Closed fpurcell closed 8 years ago
The trip is now all biking in 81bfaba. Does it hurt to give biking instructions between nearby stops, given that we are already discouraging transfers on bike trips? Should we just discourage transfers more? Why would someone choose to walk their bike for ~1/3 mi?
I think it looks odd to see a bike transfer. And with the heavy weighting against biking against traffic down one-way streets, I'm thinking these transfers are only going to look even more odd. So I'd much prefer walk instructions between transit transfers (and if the customer wants to walk or bike, fine). The only argument for bike between transfers that I agree with is when you're transferring a long (1/2 a mile or more) distance (e.g., and thus probably transfering between transit agencies). But that's just my opinion. It's not a show-stopper for me if we have bike transfers (and I'd like to find out what others think ... I'll run it by folks here at TM too).
p.s., tested this with a new graph, and the transfer is now just using bikes ... so technically this looks solved. Will leave the ticket open for discussion on whether to do walk/bike transfers (and let Dave / David close when discussion time is over)
I'm seeing real wacky transfers, which involve exit train, walk, bike, walk, bike, walk, board train with 35f57a027ec05e48716c181669bbee4ee8321c3f (and prior version)
We really need to fix transfers on bike-to-transit trips. Maybe even post-process short distance transfers so that the resulting itinerary shows up as pure walking. We've gotten complaints that bike transfers are confusing from the press, ala "The planner returns this map, which I found a little confusing (what are that bus and bike stuck together on 82nd Ave?) but eventually decipherable." http://blogtown.portlandmercury.com/BlogtownPDX/archives/2011/10/17/trimets-fancy-new-trip-planner-is-live
I propose that you simply pedestrianize the entire area around transit centers. Having things partially pedestrianized will continue to cause these issues.
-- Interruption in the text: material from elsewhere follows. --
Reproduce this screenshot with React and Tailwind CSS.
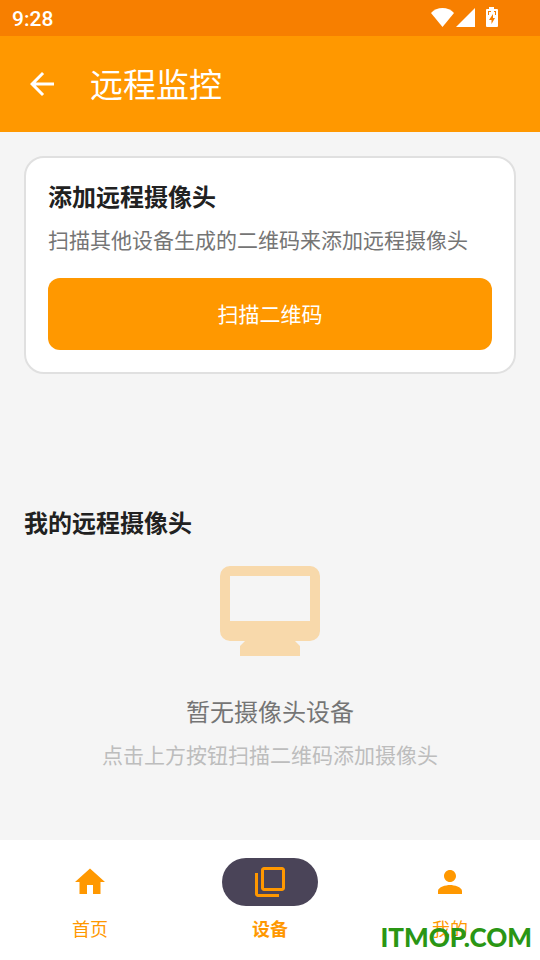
import React from "react";

function StatusBar() {
  return (
    <div className="flex h-9 items-center justify-between bg-[#f77f00] pl-3 pr-10 text-white">
      <time className="pt-0.5 font-[Roboto,sans-serif] text-[21px] leading-6 font-medium">9:28</time>
      <svg className="h-6 w-[72px]" viewBox="0 0 72 24" fill="currentColor" aria-hidden="true">
        <path d="M14.500 21L3 7C6 3.800 10 2 14.500 2S23 3.800 26 7z" />
        <path d="M28 21L47 2v19z" />
        <path
          fillRule="evenodd"
          d="M61 1h5v2h3q1 0 1 1v16q0 1-1 1H59q-1 0-1-1V4q0-1 1-1h2zM60 5v4h1V6h2V5zM66 5v1h1v3h1V5zM65 8l-4 6h2.500v4l3.500-6h-2z"
        />
      </svg>
    </div>
  );
}

function TopBar() {
  return (
    <header className="flex h-24 items-center bg-[#ff9800] px-6 text-white">
      <button type="button" aria-label="返回" className="mr-[30px]">
        <svg className="size-9" viewBox="0 0 24 24" fill="currentColor">
          <path d="M20 11H7.830l5.590-5.590L12 4l-8 8 8 8 1.410-1.410L7.830 13H20v-2z" />
        </svg>
      </button>
      <h1 className="pb-0.5 text-[33px] leading-[48px]">远程监控</h1>
    </header>
  );
}

function AddCameraCard() {
  return (
    <section className="rounded-[20px] border-2 border-[#e0e0e0] bg-white p-[22px]">
      <h2 className="text-2xl leading-8 font-bold text-[#212121]">添加远程摄像头</h2>
      <p className="mt-3 text-[21px] leading-[30px] text-[#757575]">扫描其他设备生成的二维码来添加远程摄像头</p>
      <button
        type="button"
        className="mt-6 h-[72px] w-full rounded-xl bg-[#ff9800] pb-0.5 text-[21px] leading-[30px] text-white"
      >
        扫描二维码
      </button>
    </section>
  );
}

function EmptyState() {
  return (
    <div className="mt-7 flex flex-col items-center text-center">
      <svg className="h-[90px] w-[100px]" viewBox="0 0 20 18" fill="#f8d9ab" aria-hidden="true">
        <path
          fillRule="evenodd"
          d="M2 0h16a2 2 0 0 1 2 2v11a2 2 0 0 1-2 2h-3l1 1v2H4v-2l1-1H2a2 2 0 0 1-2-2V2a2 2 0 0 1 2-2zM2 2v9h16V2z"
        />
      </svg>
      <p className="mt-[39px] text-2xl leading-8 text-[#757575]">暂无摄像头设备</p>
      <p className="mt-3 text-[21px] leading-[30px] text-[#bdbdbd]">点击上方按钮扫描二维码添加摄像头</p>
    </div>
  );
}

const tabs = [
  { label: "首页", icon: "M10 20v-6h4v6h5v-8h3L12 3 2 12h3v8z" },
  {
    label: "设备",
    active: true,
    icon: "M4 6H2v14c0 1.100.900 2 2 2h14v-2H4V6zm16-4H8c-1.100 0-2 .900-2 2v12c0 1.100.900 2 2 2h12c1.100 0 2-.900 2-2V4c0-1.100-.900-2-2-2zm0 14H8V4h12v12z",
  },
  {
    label: "我的",
    icon: "M12 12c2.210 0 4-1.790 4-4s-1.790-4-4-4-4 1.790-4 4 1.790 4 4 4zm0 2c-2.670 0-8 1.340-8 4v2h16v-2c0-2.660-5.330-4-8-4z",
  },
];

function BottomNav() {
  return (
    <nav className="grid h-[120px] grid-cols-3 bg-white pt-[18px] text-[#ff9800]">
      {tabs.map((tab) => (
        <button
          key={tab.label}
          type="button"
          aria-current={tab.active ? "page" : undefined}
          className="flex flex-col items-center"
        >
          <span
            className={`flex h-12 w-24 items-center justify-center rounded-full ${tab.active ? "bg-[#4a4458]" : ""}`}
          >
            <svg className="size-9" viewBox="0 0 24 24" fill="currentColor" aria-hidden="true">
              <path d={tab.icon} />
            </svg>
          </span>
          <span className={`mt-2 text-lg leading-7 ${tab.active ? "font-bold" : ""}`}>{tab.label}</span>
        </button>
      ))}
    </nav>
  );
}

export default function App() {
  return (
    <div
      lang="zh-CN"
      className="relative flex min-h-screen flex-col bg-[#f5f5f5] font-['Noto_Sans_CJK_SC',sans-serif]"
    >
      <StatusBar />
      <TopBar />
      <main className="flex-1 p-6">
        <AddCameraCard />
        <section className="mt-[132px]">
          <h2 className="text-2xl leading-8 font-bold text-[#212121]">我的远程摄像头</h2>
          <EmptyState />
        </section>
      </main>
      <BottomNav />
      <span className="pointer-events-none absolute right-2 bottom-1.5 font-[Lato,sans-serif] text-[26px] leading-[34px] font-black text-[#2a9614]">
        ITMOP.COM
      </span>
    </div>
  );
}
The problem is that the planner cannot "look ahead" enough to see that hopping back on the bike makes no sense, without taking way too much time to plan a trip.
As it happens, at the Wilsonville station on that trip, if you simply allow bikes on that tiny section of the bus platform, you can fix the problem locally.
The one other idea I just had is to try a very-short-range (350m looks like it would cover Beaverton Transit Center) non-bike transfer upon alighting (at non-local stops); this has the potential to slow down trip planning, but not as much as considering every possible place one could get on/off a bike. It would have to be basically free to ensure that it dominates biking, but that's not totally impossible.
This is tricky. I'm hesitant to ban bikes if they're not actually banned (or allow if they're not allowed). Is there a way we could easily prevent very short bike switches between two walking segments?
We don't know that we are between two walking segments until after we hit the second one, at which point, we have already biked. If we, in all cases, consider both walking and biking, then we end up with an exponential (yes, literally) explosion of possibilities.
Is it really true that bikes are allowed on that tiny segment of walking path between the bus area and the train platform?
I doubt it... I will try to clean up these transit centers now but this is a persistent problem in several places that we should keep thinking about. Maybe require all short transfers be walking transfers? Or penalize a large # of mode switches?
Again, both of those require knowing in advance whether a transfer will be short, or whether a number of mode switches will be long.
Remember that when the router is considering a street segment, it does not decide whether to walk it or bike it -- it bikes it if it can, and walks if it can't. It's only when there is more than one possible route to a destination using different streets that walking is traded off against biking.
As I said, it might be possible to attempt to search both walking and biking for transfers, but it will be a performance hit. I'll probably try to implement it in a few days and see how bad it is.
Now that I've banned bikes within Beaverton TC, it has a new problem... it just sends you far out of the way to do some biking on a connected service road. It looks like we do need a code fix of some type.
On the other hand, this looks ok for some reason:
Oh, I see -- the reason it uses that service road is that walking bikes is so expensive. So I guess we do need a separate search.
It actually looks like this requires multiobjective pathfinding, since otherwise doomed walking paths dominate on long transfers and when leaving the final vehicle. So I'm going to wait on this until Andrew's changes hit.
This bike to transit trip includes a transfer that instructs the rider to first bike, then walk between stops that are within 500 feet of each other. (Again, purely walk instructions seem to make the most sense for transfers that are between stops within ~1500 feet).